Financial risk management is increasingly important to insurance companies, Fuerer says. "Corporate management today is more focused on achieving an expected result and avoiding excessive volatility." With that in mind, companies such as SRNM and XL promote so-called integrated risk packages which address asset risk as well as underwriting risk.
SRNM has written several integrated reinsurance solutions which respond to fluctuations in the investment portfolio as well as to underwriting performance. The objective is to stabilise the client's overall balance sheet result. These contracts may for example, use a dual trigger, whereby coverage is activated if investment and underwriting losses are simultaneously in excess of pre-set levels. In one SRNM transaction, the trigger related to movements in a stock index; in another, it was based on the government yield curve.

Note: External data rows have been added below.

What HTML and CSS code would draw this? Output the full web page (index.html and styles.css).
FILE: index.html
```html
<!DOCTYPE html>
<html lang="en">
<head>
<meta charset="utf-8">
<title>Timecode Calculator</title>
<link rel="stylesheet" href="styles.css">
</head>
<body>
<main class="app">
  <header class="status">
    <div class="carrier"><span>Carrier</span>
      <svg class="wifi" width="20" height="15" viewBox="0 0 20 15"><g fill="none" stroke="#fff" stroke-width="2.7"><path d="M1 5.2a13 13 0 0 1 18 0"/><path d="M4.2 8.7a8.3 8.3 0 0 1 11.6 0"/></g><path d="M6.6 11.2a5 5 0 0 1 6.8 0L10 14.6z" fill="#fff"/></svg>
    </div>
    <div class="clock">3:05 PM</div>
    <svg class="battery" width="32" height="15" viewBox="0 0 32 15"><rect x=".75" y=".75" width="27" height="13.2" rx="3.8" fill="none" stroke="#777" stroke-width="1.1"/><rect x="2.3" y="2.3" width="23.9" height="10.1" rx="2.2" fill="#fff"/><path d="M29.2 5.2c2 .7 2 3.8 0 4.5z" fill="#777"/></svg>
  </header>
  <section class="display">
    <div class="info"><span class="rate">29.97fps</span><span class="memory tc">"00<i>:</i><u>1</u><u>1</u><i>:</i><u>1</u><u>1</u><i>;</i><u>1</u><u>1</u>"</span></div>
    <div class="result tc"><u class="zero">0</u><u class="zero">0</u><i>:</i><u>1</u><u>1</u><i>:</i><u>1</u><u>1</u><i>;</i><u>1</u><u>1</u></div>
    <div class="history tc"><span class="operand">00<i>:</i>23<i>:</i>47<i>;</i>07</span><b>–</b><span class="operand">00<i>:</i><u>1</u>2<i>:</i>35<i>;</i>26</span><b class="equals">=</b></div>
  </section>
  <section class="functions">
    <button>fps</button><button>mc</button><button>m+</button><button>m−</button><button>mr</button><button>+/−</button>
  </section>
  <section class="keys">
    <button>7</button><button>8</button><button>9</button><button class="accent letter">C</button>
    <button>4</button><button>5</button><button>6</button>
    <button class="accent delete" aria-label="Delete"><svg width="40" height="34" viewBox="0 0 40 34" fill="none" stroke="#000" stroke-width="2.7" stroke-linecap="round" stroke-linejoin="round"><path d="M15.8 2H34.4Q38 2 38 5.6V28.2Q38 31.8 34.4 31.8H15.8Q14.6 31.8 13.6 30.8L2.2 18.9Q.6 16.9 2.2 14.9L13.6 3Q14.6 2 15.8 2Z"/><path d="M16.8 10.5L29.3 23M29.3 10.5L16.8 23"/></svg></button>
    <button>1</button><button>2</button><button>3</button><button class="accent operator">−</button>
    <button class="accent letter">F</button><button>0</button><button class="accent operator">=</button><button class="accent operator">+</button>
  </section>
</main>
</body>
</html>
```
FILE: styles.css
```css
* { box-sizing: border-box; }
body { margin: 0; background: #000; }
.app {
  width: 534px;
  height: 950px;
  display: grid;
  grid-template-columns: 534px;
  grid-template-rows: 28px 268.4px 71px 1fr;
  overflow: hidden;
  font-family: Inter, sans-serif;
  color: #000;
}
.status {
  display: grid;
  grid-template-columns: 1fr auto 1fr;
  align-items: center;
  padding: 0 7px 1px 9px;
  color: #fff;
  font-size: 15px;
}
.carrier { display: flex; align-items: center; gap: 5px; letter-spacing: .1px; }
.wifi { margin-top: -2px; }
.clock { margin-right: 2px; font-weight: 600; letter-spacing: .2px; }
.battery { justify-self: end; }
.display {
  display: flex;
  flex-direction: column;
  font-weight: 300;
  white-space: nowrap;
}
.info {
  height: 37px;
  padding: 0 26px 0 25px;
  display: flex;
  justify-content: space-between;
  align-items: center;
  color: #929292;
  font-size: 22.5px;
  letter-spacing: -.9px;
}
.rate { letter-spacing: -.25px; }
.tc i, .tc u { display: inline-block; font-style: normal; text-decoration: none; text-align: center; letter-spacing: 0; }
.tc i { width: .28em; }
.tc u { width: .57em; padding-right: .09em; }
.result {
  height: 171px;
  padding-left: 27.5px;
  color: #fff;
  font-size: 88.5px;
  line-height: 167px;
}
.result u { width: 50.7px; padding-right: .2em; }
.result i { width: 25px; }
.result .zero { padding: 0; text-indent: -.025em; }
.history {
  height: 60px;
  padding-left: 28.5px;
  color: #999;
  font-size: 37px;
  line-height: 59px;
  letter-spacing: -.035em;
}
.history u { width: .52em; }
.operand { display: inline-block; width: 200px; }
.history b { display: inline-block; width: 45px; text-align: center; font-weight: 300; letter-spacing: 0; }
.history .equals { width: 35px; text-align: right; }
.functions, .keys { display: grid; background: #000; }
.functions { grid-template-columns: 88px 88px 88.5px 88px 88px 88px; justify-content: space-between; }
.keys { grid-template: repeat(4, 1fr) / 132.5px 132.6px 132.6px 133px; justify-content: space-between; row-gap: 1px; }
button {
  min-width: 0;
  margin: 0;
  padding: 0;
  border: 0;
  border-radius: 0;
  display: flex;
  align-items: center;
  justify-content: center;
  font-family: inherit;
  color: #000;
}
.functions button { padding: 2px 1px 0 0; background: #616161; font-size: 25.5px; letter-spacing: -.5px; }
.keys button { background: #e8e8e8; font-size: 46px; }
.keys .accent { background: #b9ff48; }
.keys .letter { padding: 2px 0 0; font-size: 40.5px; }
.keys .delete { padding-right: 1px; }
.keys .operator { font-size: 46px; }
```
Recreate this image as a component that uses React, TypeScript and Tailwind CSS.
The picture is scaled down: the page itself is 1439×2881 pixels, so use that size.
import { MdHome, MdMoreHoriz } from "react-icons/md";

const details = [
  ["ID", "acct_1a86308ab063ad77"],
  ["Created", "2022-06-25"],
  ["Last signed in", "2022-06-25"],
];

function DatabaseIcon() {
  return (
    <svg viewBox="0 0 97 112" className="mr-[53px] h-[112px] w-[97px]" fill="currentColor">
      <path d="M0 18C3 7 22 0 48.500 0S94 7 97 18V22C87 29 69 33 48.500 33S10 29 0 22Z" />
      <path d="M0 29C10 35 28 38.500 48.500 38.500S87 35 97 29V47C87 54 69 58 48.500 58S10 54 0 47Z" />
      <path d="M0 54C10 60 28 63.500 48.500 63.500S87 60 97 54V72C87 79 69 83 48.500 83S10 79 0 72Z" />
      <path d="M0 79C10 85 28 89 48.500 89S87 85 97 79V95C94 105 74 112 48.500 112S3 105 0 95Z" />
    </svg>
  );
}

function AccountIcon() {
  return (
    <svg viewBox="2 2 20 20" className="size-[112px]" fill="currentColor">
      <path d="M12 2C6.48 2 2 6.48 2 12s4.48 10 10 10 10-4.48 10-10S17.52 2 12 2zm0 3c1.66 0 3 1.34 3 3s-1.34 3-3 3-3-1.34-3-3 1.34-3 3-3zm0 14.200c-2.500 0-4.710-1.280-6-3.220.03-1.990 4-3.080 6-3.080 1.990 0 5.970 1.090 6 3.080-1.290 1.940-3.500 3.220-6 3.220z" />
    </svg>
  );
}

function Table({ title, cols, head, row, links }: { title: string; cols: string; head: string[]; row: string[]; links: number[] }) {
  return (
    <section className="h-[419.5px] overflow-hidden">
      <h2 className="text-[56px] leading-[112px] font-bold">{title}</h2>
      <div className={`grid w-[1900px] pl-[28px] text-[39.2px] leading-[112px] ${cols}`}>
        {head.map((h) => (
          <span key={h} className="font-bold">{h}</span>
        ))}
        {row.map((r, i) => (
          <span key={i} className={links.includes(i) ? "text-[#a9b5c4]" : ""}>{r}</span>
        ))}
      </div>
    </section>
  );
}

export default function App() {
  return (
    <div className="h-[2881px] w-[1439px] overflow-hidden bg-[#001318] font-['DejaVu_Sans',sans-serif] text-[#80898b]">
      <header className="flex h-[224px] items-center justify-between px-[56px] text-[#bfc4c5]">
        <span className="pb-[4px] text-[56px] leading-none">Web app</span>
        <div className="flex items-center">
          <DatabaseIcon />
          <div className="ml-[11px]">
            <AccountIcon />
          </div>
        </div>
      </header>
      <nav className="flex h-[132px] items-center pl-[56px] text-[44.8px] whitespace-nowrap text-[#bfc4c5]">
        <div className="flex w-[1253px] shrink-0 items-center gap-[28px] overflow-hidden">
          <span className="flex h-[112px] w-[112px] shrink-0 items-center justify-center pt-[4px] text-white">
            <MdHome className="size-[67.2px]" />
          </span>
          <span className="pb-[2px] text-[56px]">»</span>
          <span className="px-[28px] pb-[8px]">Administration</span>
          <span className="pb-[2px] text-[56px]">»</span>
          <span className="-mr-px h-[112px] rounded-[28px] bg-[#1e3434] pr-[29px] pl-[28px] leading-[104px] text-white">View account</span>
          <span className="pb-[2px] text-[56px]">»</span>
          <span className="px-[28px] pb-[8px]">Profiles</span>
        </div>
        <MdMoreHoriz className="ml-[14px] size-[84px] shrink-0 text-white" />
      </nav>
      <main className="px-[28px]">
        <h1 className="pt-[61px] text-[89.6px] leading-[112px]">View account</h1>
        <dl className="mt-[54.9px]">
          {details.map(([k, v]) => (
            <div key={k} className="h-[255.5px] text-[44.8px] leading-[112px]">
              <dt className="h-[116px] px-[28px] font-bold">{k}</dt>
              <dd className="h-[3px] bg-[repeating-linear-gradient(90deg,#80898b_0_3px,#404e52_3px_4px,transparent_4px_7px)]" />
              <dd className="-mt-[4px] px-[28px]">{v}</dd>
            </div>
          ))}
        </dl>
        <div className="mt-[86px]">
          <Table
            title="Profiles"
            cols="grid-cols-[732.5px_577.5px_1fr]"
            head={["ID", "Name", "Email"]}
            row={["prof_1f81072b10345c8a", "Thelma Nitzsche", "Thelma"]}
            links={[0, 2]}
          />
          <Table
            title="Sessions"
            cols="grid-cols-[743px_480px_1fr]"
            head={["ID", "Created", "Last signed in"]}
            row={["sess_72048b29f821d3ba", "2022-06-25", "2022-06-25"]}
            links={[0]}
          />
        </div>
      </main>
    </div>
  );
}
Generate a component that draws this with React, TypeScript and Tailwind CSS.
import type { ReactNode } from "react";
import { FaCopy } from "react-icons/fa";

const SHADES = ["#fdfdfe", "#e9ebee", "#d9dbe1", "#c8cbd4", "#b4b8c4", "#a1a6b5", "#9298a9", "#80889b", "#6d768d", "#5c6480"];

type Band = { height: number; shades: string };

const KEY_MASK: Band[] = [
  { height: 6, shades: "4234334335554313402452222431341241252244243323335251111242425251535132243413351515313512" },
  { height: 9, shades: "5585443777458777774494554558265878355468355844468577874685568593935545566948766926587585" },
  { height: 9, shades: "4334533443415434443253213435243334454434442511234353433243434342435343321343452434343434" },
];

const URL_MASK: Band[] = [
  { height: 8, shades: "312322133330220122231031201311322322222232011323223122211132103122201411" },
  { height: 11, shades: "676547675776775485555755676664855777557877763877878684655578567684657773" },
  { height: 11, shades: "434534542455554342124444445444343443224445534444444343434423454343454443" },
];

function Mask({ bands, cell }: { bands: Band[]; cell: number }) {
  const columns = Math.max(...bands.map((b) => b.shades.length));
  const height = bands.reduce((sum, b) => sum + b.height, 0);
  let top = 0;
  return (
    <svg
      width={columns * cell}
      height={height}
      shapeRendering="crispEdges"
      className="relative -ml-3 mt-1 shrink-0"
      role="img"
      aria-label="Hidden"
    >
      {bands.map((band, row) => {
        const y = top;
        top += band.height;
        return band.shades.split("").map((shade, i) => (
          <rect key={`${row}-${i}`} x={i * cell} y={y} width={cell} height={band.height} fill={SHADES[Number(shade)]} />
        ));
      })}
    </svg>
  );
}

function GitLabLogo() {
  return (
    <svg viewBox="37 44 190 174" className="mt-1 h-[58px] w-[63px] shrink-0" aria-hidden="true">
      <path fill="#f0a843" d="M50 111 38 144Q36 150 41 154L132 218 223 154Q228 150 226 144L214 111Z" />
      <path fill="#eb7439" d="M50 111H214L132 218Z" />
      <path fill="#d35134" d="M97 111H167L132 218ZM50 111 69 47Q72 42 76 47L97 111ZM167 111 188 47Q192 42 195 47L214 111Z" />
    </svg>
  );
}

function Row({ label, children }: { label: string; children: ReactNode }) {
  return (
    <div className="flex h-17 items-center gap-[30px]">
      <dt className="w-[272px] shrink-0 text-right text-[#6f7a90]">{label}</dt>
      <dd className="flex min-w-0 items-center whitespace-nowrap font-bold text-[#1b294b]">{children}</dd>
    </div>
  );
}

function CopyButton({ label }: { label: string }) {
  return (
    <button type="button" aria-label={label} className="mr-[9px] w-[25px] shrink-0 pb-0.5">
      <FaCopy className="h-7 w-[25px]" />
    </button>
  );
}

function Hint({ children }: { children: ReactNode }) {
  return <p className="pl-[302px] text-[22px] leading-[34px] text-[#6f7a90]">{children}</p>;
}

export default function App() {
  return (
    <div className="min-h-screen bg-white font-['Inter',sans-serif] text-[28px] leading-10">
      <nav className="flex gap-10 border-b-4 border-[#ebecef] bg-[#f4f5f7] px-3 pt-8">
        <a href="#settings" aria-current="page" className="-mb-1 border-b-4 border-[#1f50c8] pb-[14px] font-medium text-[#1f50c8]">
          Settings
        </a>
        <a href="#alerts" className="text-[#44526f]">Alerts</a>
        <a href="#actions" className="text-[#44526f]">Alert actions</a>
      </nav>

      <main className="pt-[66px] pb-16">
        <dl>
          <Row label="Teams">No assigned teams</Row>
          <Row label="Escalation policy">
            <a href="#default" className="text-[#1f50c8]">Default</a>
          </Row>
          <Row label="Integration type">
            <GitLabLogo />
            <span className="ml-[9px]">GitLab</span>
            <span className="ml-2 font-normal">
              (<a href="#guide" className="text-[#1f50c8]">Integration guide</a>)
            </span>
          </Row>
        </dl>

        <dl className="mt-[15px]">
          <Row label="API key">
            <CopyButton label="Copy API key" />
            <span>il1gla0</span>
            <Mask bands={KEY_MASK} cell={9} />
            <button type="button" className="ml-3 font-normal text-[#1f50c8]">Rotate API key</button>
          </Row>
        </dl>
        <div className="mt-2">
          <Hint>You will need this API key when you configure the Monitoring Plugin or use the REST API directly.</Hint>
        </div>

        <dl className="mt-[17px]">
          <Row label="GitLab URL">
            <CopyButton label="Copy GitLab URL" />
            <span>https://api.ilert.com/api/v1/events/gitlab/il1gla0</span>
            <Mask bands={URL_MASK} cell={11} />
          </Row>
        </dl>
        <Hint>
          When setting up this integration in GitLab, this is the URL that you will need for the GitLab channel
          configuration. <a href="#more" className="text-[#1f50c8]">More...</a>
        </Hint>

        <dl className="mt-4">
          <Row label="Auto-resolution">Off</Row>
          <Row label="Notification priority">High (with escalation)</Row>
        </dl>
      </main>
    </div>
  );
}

Reinsurers reckon they can compete with banks for financial risk business because they are better equipped to quantify risk and have the appetite to match. According to XL Capital's Clive Tobin, the only potential brake on the (re)insurance sector's ability to compete with banks is companies' own access to liquidity.
"One of the ways of assuming risk is by purchasing bonds or assets rather than simply guaranteeing them. When we do that, we have to raise liquidity," says Mr Tobin. "That raises the question of risk concentration. As companies go out and do more 'wrap' transactions, for example, how much of their paper will the market accept?"
Peter Gentile believes that the development of wholesale financial services will inevitably follow a similar path to retail financial services, where mergers between banks and insurers are common. "One-stop shopping is coming to the wholesale sector," he says. "And phase three of convergence will be mergers and acquisitions between banks and (re)insurers."